**Dataset entries:**
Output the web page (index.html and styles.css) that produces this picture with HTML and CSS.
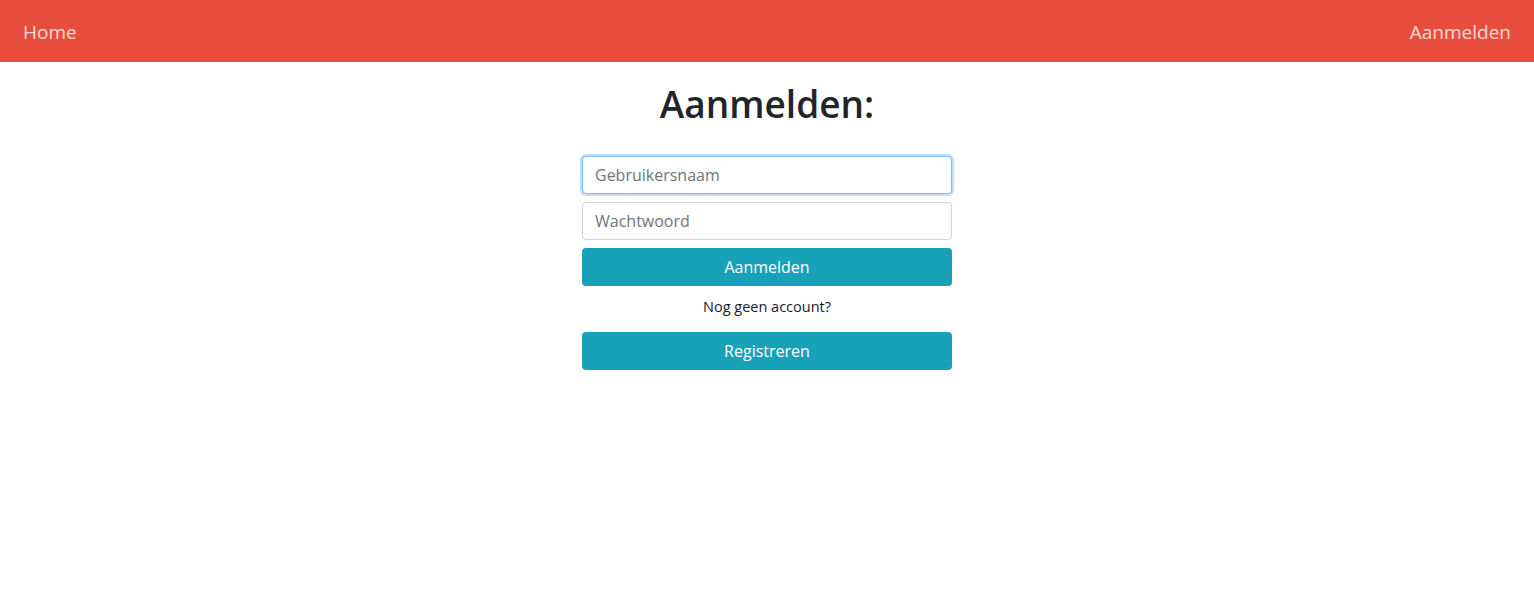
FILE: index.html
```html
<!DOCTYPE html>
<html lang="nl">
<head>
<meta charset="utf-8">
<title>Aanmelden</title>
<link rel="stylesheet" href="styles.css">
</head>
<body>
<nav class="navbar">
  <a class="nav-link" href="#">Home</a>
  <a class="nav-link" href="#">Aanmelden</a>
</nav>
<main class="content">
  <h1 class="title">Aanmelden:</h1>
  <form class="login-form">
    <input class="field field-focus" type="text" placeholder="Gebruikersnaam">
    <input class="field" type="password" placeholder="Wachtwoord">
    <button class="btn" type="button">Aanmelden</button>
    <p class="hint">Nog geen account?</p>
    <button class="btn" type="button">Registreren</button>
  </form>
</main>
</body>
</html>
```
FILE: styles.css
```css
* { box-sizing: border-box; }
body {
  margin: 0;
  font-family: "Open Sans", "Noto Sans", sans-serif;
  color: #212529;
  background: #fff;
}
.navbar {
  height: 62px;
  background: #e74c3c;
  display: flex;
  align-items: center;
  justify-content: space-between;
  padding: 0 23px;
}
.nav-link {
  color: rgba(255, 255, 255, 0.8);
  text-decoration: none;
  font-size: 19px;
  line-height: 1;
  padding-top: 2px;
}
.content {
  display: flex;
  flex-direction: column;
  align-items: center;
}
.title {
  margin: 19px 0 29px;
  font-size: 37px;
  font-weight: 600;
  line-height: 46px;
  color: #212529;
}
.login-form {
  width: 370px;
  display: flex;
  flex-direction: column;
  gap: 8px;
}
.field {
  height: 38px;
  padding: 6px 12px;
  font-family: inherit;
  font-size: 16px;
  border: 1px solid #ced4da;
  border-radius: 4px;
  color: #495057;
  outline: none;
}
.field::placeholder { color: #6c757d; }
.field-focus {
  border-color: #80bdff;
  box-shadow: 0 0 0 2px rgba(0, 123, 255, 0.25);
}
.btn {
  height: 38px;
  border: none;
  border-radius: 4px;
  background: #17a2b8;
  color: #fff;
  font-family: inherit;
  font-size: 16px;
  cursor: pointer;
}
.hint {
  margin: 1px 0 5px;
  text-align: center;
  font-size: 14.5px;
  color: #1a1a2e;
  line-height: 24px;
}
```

...

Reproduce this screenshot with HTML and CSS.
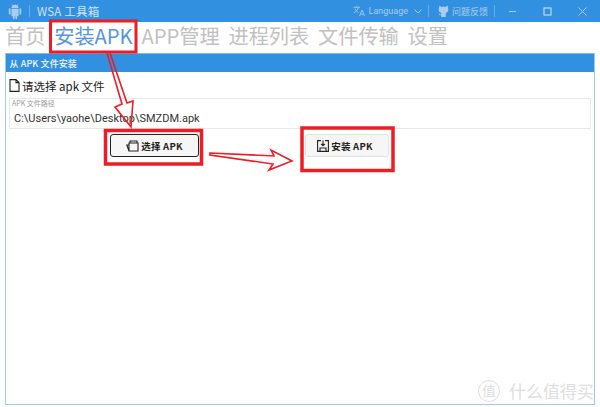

**Objective:**
Return only the number of lines in the entries that contain the string "this".

**Exercise response:**
2